- Collected material:

---

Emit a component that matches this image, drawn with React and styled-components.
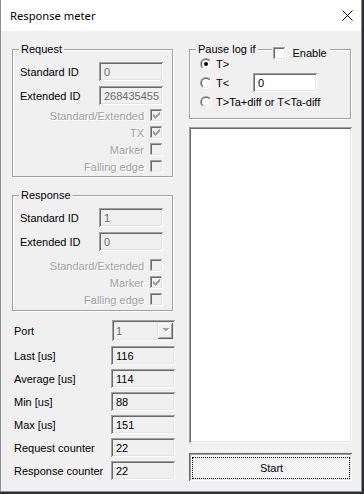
import React from 'react';
import styled, { createGlobalStyle } from 'styled-components';

const GlobalStyle = createGlobalStyle`
  html, body { margin: 0; padding: 0; background: #2e2f33; }
  body { font-family: "Liberation Sans", Arial, sans-serif; font-size: 11px; color: #000; }
  * { box-sizing: border-box; }
`;

const sunken = `
  box-shadow: inset 1px 1px 0 #a0a0a0, inset -1px -1px 0 #ffffff,
    inset 2px 2px 0 #696969, inset -2px -2px 0 #e3e3e3;
`;

const Window = styled.div`
  width: 362px;
  height: 492px;
  display: flex;
  flex-direction: column;
  border: 1px solid #8e8e8e;
  border-top: 0;
  background: #f0f0f0;
`;

const TitleBar = styled.div`
  height: 31px;
  flex: none;
  display: flex;
  align-items: center;
  justify-content: space-between;
  padding: 0 8px 0 9px;
  background: #fff;
  font-family: "Noto Sans", "Open Sans", sans-serif;
  font-size: 11.2px;
`;

const Client = styled.div`
  flex: 1;
  display: flex;
  gap: 14px;
  padding: 12px 9px 10px 11px;
`;

const Column = styled.div`
  width: 163px;
  display: flex;
  flex-direction: column;
`;

const GroupBox = styled.fieldset`
  margin: ${(p) => p.$mt || 0}px 0 0 0;
  min-width: 0;
  width: ${(p) => p.$w}px;
  padding: ${(p) => p.$pt}px ${(p) => p.$pr}px ${(p) => p.$pb}px ${(p) => p.$pl}px;
  border: 1px solid #a0a0a0;
  box-shadow: 1px 1px 0 #fff, inset 1px 1px 0 #fff;
`;

const Legend = styled.legend`
  padding: 0 2px;
  margin-left: ${(p) => p.$ml}px;
  line-height: 13px;
  background: #f0f0f0;
`;

const FieldRow = styled.div`
  display: flex;
  align-items: center;
  justify-content: space-between;
  height: 19px;
  & + & { margin-top: 5px; }
`;

const Edit = styled.div`
  width: ${(p) => p.$w || 64}px;
  height: 19px;
  flex: none;
  display: flex;
  align-items: center;
  padding: 0 4px 0 5px;
  background: ${(p) => (p.$white ? '#fff' : '#f0f0f0')};
  color: ${(p) => (p.$disabled ? '#6d6d6d' : '#000')};
  ${sunken}
`;

const Checks = styled.div`
  margin-top: ${(p) => p.$mt}px;
`;

const CheckRow = styled.div`
  display: flex;
  justify-content: flex-end;
  align-items: center;
  gap: 6px;
  height: 17px;
  color: #a0a0a0;
  text-shadow: 1px 1px 0 #fff;
`;

const BoxSvg = styled.svg`
  flex: none;
  display: block;
`;

const StatRow = styled.div`
  display: flex;
  align-items: center;
  justify-content: space-between;
  height: ${(p) => p.$h || 19}px;
  margin-top: ${(p) => p.$mt}px;
  padding-left: 2px;
`;

const Combo = styled.div`
  width: 63px;
  height: 21px;
  display: flex;
  align-items: center;
  justify-content: space-between;
  padding: 0 2px 0 4px;
  color: #6d6d6d;
  background: #f0f0f0;
  ${sunken}
`;

const DropButton = styled.div`
  width: 16px;
  height: 17px;
  display: flex;
  align-items: center;
  justify-content: center;
  background: #f0f0f0;
  box-shadow: inset 1px 1px 0 #e3e3e3, inset -1px -1px 0 #696969,
    inset 2px 2px 0 #fff, inset -2px -2px 0 #a0a0a0;
`;

const LegendInner = styled.span`
  display: flex;
  align-items: flex-start;
  height: 13px;
`;

const LegendLine = styled.span`
  width: 14px;
  height: 1px;
  margin: 6px 1px 0 3px;
  background: #a0a0a0;
  box-shadow: 0 1px 0 #fff;
`;

const EnableWrap = styled.span`
  position: relative;
  top: 4px;
  display: flex;
  align-items: center;
  gap: 6px;
  height: 13px;
  padding-right: 1px;
`;

const RadioList = styled.div`
  margin-top: -2px;
`;

const RadioRow = styled.div`
  display: flex;
  align-items: center;
  height: 19px;
`;

const RadioLabel = styled.label`
  display: flex;
  align-items: center;
  gap: 4px;
  width: ${(p) => (p.$w ? `${p.$w}px` : 'auto')};
`;

const ListBox = styled.div`
  flex: 1;
  margin-top: 8px;
  background: #fff;
  ${sunken}
`;

const StartButton = styled.button`
  margin-top: 10px;
  height: 28px;
  padding: 4px 2px 2px 3px;
  border: 0;
  display: flex;
  font: inherit;
  color: #000;
  background: conic-gradient(#fff 25%, #e9e9e9 0 50%, #fff 0 75%, #e9e9e9 0) 0 0 / 2px 2px;
  box-shadow: inset 1px 1px 0 #696969, inset -1px -1px 0 #fff,
    inset 2px 2px 0 #a0a0a0, inset -2px -2px 0 #e3e3e3;
`;

const FocusRect = styled.span`
  flex: 1;
  display: flex;
  align-items: center;
  justify-content: center;
  border: 1px dotted #000;
  padding-left: 1px;
`;

const CHECK = ['......X', '.....XX', 'X...XXX', 'XX.XXX.', 'XXXXX..', '.XXX...', '..X....'];

const CheckBox = ({ checked, disabled }) => (
  <BoxSvg width="13" height="13" viewBox="0 0 13 13" shapeRendering="crispEdges">
    <rect x="0" y="0" width="13" height="13" fill="#fff" />
    <rect x="0" y="0" width="12" height="1" fill="#a0a0a0" />
    <rect x="0" y="0" width="1" height="12" fill="#a0a0a0" />
    <rect x="1" y="1" width="10" height="1" fill="#696969" />
    <rect x="1" y="1" width="1" height="10" fill="#696969" />
    <rect x="1" y="11" width="11" height="1" fill="#e3e3e3" />
    <rect x="11" y="1" width="1" height="11" fill="#e3e3e3" />
    <rect x="2" y="2" width="9" height="9" fill={disabled ? '#f0f0f0' : '#fff'} />
    {checked &&
      CHECK.flatMap((row, y) =>
        row.split('').map((c, x) =>
          c === 'X' ? (
            <rect key={`${x}-${y}`} x={x + 3} y={y + 3} width="1" height="1" fill={disabled ? '#a0a0a0' : '#000'} />
          ) : null
        )
      )}
  </BoxSvg>
);

const Radio = ({ checked }) => (
  <BoxSvg width="12" height="12" viewBox="0 0 12 12">
    <defs>
      <linearGradient id="rdo" x1="0" y1="0" x2="1" y2="1">
        <stop offset="0.5" stopColor="#a0a0a0" />
        <stop offset="0.5" stopColor="#ffffff" />
      </linearGradient>
      <linearGradient id="rdi" x1="0" y1="0" x2="1" y2="1">
        <stop offset="0.5" stopColor="#696969" />
        <stop offset="0.5" stopColor="#e3e3e3" />
      </linearGradient>
    </defs>
    <circle cx="6" cy="6" r="6" fill="url(#rdo)" />
    <circle cx="6" cy="6" r="5" fill="url(#rdi)" />
    <circle cx="6" cy="6" r="4" fill="#fff" />
    {checked && <circle cx="6" cy="6" r="2" fill="#000" />}
  </BoxSvg>
);

const CloseIcon = () => (
  <svg width="11" height="11" viewBox="0 0 11 11">
    <path d="M0.5 0.5 L10.5 10.5 M10.5 0.5 L0.5 10.5" stroke="#000" strokeWidth="1" fill="none" />
  </svg>
);

const IdGroup = ({ title, std, ext, checks, mt, checksTop, pb }) => (
  <GroupBox $w={161} $mt={mt} $pt={6} $pr={9} $pb={pb} $pl={7}>
    <Legend $ml={-1}>{title}</Legend>
    <FieldRow>
      <span>Standard ID</span>
      <Edit $disabled>{std}</Edit>
    </FieldRow>
    <FieldRow>
      <span>Extended ID</span>
      <Edit $disabled>{ext}</Edit>
    </FieldRow>
    <Checks $mt={checksTop}>
      {checks.map(([label, on]) => (
        <CheckRow key={label}>
          <span>{label}</span>
          <CheckBox checked={on} disabled />
        </CheckRow>
      ))}
    </Checks>
  </GroupBox>
);

const stats = [
  ['Last [us]', '116'],
  ['Average [us]', '114'],
  ['Min [us]', '88'],
  ['Max [us]', '151'],
  ['Request counter', '22'],
  ['Response counter', '22'],
];

export default function App() {
  return (
    <>
      <GlobalStyle />
      <Window>
        <TitleBar>
          <span>Response meter</span>
          <CloseIcon />
        </TitleBar>
        <Client>
          <Column>
            <IdGroup
              title="Request"
              std="0"
              ext="268435455"
              checksTop={2}
              pb={1}
              checks={[
                ['Standard/Extended', true],
                ['TX', true],
                ['Marker', false],
                ['Falling edge', false],
              ]}
            />
            <IdGroup
              title="Response"
              std="1"
              ext="0"
              mt={12}
              checksTop={6}
              pb={2}
              checks={[
                ['Standard/Extended', false],
                ['Marker', true],
                ['Falling edge', false],
              ]}
            />
            <StatRow $h={21} $mt={9}>
              <span>Port</span>
              <Combo>
                <span>1</span>
                <DropButton>
                  <svg width="7" height="5" viewBox="0 0 7 5" shapeRendering="crispEdges">
                    <path d="M1 1 H8 L4.5 4.5 Z" fill="#fff" />
                    <path d="M0 0 H7 L3.5 3.5 Z" fill="#a0a0a0" />
                  </svg>
                </DropButton>
              </Combo>
            </StatRow>
            {stats.map(([label, value], i) => (
              <StatRow key={label} $mt={i === 0 ? 5 : 4}>
                <span>{label}</span>
                <Edit>{value}</Edit>
              </StatRow>
            ))}
          </Column>
          <Column>
            <GroupBox $w={162} $pt={0} $pr={8} $pb={7} $pl={10}>
              <Legend $ml={-4}>
                <LegendInner>
                  <span>Pause log if</span>
                  <LegendLine />
                  <EnableWrap>
                    <CheckBox />
                    <span>Enable</span>
                  </EnableWrap>
                </LegendInner>
              </Legend>
              <RadioList>
                <RadioRow>
                  <RadioLabel>
                    <Radio checked />
                    T&gt;
                  </RadioLabel>
                </RadioRow>
                <RadioRow>
                  <RadioLabel $w={53}>
                    <Radio />
                    T&lt;
                  </RadioLabel>
                  <Edit $white>0</Edit>
                </RadioRow>
                <RadioRow>
                  <RadioLabel>
                    <Radio />
                    T&gt;Ta+diff or T&lt;Ta-diff
                  </RadioLabel>
                </RadioRow>
              </RadioList>
            </GroupBox>
            <ListBox />
            <StartButton>
              <FocusRect>Start</FocusRect>
            </StartButton>
          </Column>
        </Client>
      </Window>
    </>
  );
}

---

Using the listing above, pull out all lines that hold the word "components".

- Answer to this exercise:
Emit a component that matches this image, drawn with React and styled-components.
import styled, { createGlobalStyle } from 'styled-components';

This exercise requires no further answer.